WHAT THE TASK ASKS:
Leaving out the pictures, retype all the material exactly.

- - -

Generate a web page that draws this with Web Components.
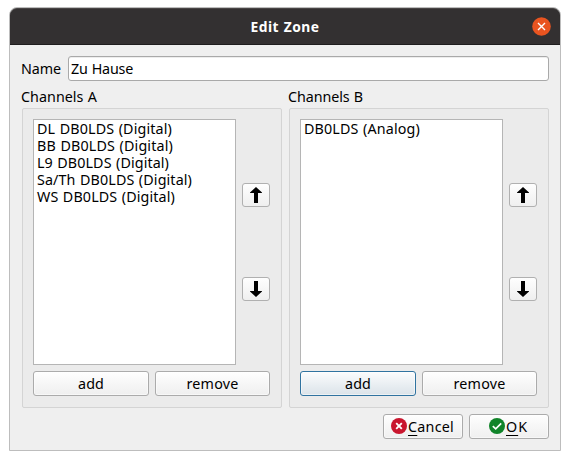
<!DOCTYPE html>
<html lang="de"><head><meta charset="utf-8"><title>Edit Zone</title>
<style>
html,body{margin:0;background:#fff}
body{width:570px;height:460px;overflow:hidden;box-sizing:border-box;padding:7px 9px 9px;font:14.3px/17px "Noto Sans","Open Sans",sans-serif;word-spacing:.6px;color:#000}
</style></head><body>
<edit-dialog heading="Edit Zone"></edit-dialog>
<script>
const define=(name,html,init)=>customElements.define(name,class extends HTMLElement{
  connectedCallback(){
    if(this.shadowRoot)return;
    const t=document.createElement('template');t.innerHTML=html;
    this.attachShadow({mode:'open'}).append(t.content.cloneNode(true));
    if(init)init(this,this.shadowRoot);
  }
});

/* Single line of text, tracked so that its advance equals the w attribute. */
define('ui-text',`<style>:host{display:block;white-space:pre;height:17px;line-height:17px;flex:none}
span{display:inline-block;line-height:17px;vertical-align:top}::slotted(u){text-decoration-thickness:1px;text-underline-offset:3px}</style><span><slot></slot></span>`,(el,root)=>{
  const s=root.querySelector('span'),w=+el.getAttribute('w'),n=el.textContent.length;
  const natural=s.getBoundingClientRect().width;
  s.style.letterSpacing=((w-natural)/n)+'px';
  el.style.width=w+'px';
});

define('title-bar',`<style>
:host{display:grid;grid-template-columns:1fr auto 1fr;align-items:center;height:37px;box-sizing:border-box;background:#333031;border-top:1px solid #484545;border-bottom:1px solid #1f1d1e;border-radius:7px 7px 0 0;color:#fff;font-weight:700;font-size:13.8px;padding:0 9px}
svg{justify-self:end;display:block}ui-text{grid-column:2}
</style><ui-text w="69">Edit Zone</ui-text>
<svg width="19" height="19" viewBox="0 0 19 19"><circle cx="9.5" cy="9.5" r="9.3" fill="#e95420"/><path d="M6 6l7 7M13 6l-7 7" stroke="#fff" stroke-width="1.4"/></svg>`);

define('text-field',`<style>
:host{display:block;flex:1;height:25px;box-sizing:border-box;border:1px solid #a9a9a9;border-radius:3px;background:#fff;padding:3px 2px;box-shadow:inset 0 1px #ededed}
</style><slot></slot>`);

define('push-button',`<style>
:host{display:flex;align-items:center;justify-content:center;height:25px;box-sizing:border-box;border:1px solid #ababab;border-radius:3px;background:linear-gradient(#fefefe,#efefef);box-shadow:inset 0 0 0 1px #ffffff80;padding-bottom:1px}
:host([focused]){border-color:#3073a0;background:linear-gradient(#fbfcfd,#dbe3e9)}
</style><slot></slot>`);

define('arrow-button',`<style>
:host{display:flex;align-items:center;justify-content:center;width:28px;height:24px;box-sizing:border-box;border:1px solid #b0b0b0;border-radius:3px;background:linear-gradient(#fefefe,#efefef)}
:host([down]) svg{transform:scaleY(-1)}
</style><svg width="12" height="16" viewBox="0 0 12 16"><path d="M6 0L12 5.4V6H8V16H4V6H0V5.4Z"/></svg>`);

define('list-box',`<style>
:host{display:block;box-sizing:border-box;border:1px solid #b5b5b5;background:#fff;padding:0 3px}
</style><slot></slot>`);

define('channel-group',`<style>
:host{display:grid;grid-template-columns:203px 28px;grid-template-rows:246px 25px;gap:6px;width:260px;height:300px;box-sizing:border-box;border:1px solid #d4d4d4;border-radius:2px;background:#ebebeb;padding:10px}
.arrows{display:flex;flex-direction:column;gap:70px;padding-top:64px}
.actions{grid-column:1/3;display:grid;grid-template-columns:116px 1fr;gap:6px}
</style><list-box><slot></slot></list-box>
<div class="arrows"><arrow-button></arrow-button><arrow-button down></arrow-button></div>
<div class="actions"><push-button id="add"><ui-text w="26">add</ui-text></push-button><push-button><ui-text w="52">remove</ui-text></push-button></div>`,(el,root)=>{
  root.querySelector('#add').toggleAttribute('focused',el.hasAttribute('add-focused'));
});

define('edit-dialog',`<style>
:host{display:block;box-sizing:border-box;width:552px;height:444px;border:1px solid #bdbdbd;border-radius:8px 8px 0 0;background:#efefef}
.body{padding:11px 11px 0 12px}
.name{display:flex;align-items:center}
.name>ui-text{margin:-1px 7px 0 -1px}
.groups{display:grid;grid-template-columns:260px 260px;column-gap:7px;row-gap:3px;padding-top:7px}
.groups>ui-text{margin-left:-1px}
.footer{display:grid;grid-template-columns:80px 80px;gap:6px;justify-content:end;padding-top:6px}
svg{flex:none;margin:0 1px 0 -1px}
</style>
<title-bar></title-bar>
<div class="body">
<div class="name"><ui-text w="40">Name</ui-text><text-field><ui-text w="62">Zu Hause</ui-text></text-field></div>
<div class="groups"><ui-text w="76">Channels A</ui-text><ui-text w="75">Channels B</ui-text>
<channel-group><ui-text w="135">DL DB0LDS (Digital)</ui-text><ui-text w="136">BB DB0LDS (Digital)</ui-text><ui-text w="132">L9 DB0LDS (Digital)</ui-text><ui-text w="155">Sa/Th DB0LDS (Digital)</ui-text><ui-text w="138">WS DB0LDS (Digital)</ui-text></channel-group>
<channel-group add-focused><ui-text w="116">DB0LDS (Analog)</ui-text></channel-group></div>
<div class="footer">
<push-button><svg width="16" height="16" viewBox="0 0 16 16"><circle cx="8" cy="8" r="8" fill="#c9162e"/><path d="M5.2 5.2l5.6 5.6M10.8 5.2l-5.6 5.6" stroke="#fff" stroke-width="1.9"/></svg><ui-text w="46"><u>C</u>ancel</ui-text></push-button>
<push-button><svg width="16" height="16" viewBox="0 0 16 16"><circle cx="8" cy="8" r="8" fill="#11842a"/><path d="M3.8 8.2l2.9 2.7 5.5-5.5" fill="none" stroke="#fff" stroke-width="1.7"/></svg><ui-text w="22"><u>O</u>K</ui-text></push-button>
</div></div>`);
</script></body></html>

- - -

REPLY:
Generate a web page that draws this with Web Components.
<!DOCTYPE html>
<html lang="de"><head><meta charset="utf-8"><title>Edit Zone</title>
<style>
html,body{margin:0;background:#fff}
body{width:570px;height:460px;overflow:hidden;box-sizing:border-box;padding:7px 9px 9px;font:14.3px/17px "Noto Sans","Open Sans",sans-serif;word-spacing:.6px;color:#000}
</style></head><body>
<edit-dialog heading="Edit Zone"></edit-dialog>
<script>
const define=(name,html,init)=>customElements.define(name,class extends HTMLElement{
  connectedCallback(){
    if(this.shadowRoot)return;
    const t=document.createElement('template');t.innerHTML=html;
    this.attachShadow({mode:'open'}).append(t.content.cloneNode(true));
    if(init)init(this,this.shadowRoot);
  }
});

/* Single line of text, tracked so that its advance equals the w attribute. */
define('ui-text',`<style>:host{display:block;white-space:pre;height:17px;line-height:17px;flex:none}
span{display:inline-block;line-height:17px;vertical-align:top}::slotted(u){text-decoration-thickness:1px;text-underline-offset:3px}</style><span><slot></slot></span>`,(el,root)=>{
  const s=root.querySelector('span'),w=+el.getAttribute('w'),n=el.textContent.length;
  const natural=s.getBoundingClientRect().width;
  s.style.letterSpacing=((w-natural)/n)+'px';
  el.style.width=w+'px';
});

define('title-bar',`<style>
:host{display:grid;grid-template-columns:1fr auto 1fr;align-items:center;height:37px;box-sizing:border-box;background:#333031;border-top:1px solid #484545;border-bottom:1px solid #1f1d1e;border-radius:7px 7px 0 0;color:#fff;font-weight:700;font-size:13.8px;padding:0 9px}
svg{justify-self:end;display:block}ui-text{grid-column:2}
</style><ui-text w="69">Edit Zone</ui-text>
<svg width="19" height="19" viewBox="0 0 19 19"><circle cx="9.5" cy="9.5" r="9.3" fill="#e95420"/><path d="M6 6l7 7M13 6l-7 7" stroke="#fff" stroke-width="1.4"/></svg>`);

define('text-field',`<style>
:host{display:block;flex:1;height:25px;box-sizing:border-box;border:1px solid #a9a9a9;border-radius:3px;background:#fff;padding:3px 2px;box-shadow:inset 0 1px #ededed}
</style><slot></slot>`);

define('push-button',`<style>
:host{display:flex;align-items:center;justify-content:center;height:25px;box-sizing:border-box;border:1px solid #ababab;border-radius:3px;background:linear-gradient(#fefefe,#efefef);box-shadow:inset 0 0 0 1px #ffffff80;padding-bottom:1px}
:host([focused]){border-color:#3073a0;background:linear-gradient(#fbfcfd,#dbe3e9)}
</style><slot></slot>`);

define('arrow-button',`<style>
:host{display:flex;align-items:center;justify-content:center;width:28px;height:24px;box-sizing:border-box;border:1px solid #b0b0b0;border-radius:3px;background:linear-gradient(#fefefe,#efefef)}
:host([down]) svg{transform:scaleY(-1)}
</style><svg width="12" height="16" viewBox="0 0 12 16"><path d="M6 0L12 5.4V6H8V16H4V6H0V5.4Z"/></svg>`);

define('list-box',`<style>
:host{display:block;box-sizing:border-box;border:1px solid #b5b5b5;background:#fff;padding:0 3px}
</style><slot></slot>`);

define('channel-group',`<style>
:host{display:grid;grid-template-columns:203px 28px;grid-template-rows:246px 25px;gap:6px;width:260px;height:300px;box-sizing:border-box;border:1px solid #d4d4d4;border-radius:2px;background:#ebebeb;padding:10px}
.arrows{display:flex;flex-direction:column;gap:70px;padding-top:64px}
.actions{grid-column:1/3;display:grid;grid-template-columns:116px 1fr;gap:6px}
</style><list-box><slot></slot></list-box>
<div class="arrows"><arrow-button></arrow-button><arrow-button down></arrow-button></div>
<div class="actions"><push-button id="add"><ui-text w="26">add</ui-text></push-button><push-button><ui-text w="52">remove</ui-text></push-button></div>`,(el,root)=>{
  root.querySelector('#add').toggleAttribute('focused',el.hasAttribute('add-focused'));
});

define('edit-dialog',`<style>
:host{display:block;box-sizing:border-box;width:552px;height:444px;border:1px solid #bdbdbd;border-radius:8px 8px 0 0;background:#efefef}
.body{padding:11px 11px 0 12px}
.name{display:flex;align-items:center}
.name>ui-text{margin:-1px 7px 0 -1px}
.groups{display:grid;grid-template-columns:260px 260px;column-gap:7px;row-gap:3px;padding-top:7px}
.groups>ui-text{margin-left:-1px}
.footer{display:grid;grid-template-columns:80px 80px;gap:6px;justify-content:end;padding-top:6px}
svg{flex:none;margin:0 1px 0 -1px}
</style>
<title-bar></title-bar>
<div class="body">
<div class="name"><ui-text w="40">Name</ui-text><text-field><ui-text w="62">Zu Hause</ui-text></text-field></div>
<div class="groups"><ui-text w="76">Channels A</ui-text><ui-text w="75">Channels B</ui-text>
<channel-group><ui-text w="135">DL DB0LDS (Digital)</ui-text><ui-text w="136">BB DB0LDS (Digital)</ui-text><ui-text w="132">L9 DB0LDS (Digital)</ui-text><ui-text w="155">Sa/Th DB0LDS (Digital)</ui-text><ui-text w="138">WS DB0LDS (Digital)</ui-text></channel-group>
<channel-group add-focused><ui-text w="116">DB0LDS (Analog)</ui-text></channel-group></div>
<div class="footer">
<push-button><svg width="16" height="16" viewBox="0 0 16 16"><circle cx="8" cy="8" r="8" fill="#c9162e"/><path d="M5.2 5.2l5.6 5.6M10.8 5.2l-5.6 5.6" stroke="#fff" stroke-width="1.9"/></svg><ui-text w="46"><u>C</u>ancel</ui-text></push-button>
<push-button><svg width="16" height="16" viewBox="0 0 16 16"><circle cx="8" cy="8" r="8" fill="#11842a"/><path d="M3.8 8.2l2.9 2.7 5.5-5.5" fill="none" stroke="#fff" stroke-width="1.7"/></svg><ui-text w="22"><u>O</u>K</ui-text></push-button>
</div></div>`);
</script></body></html>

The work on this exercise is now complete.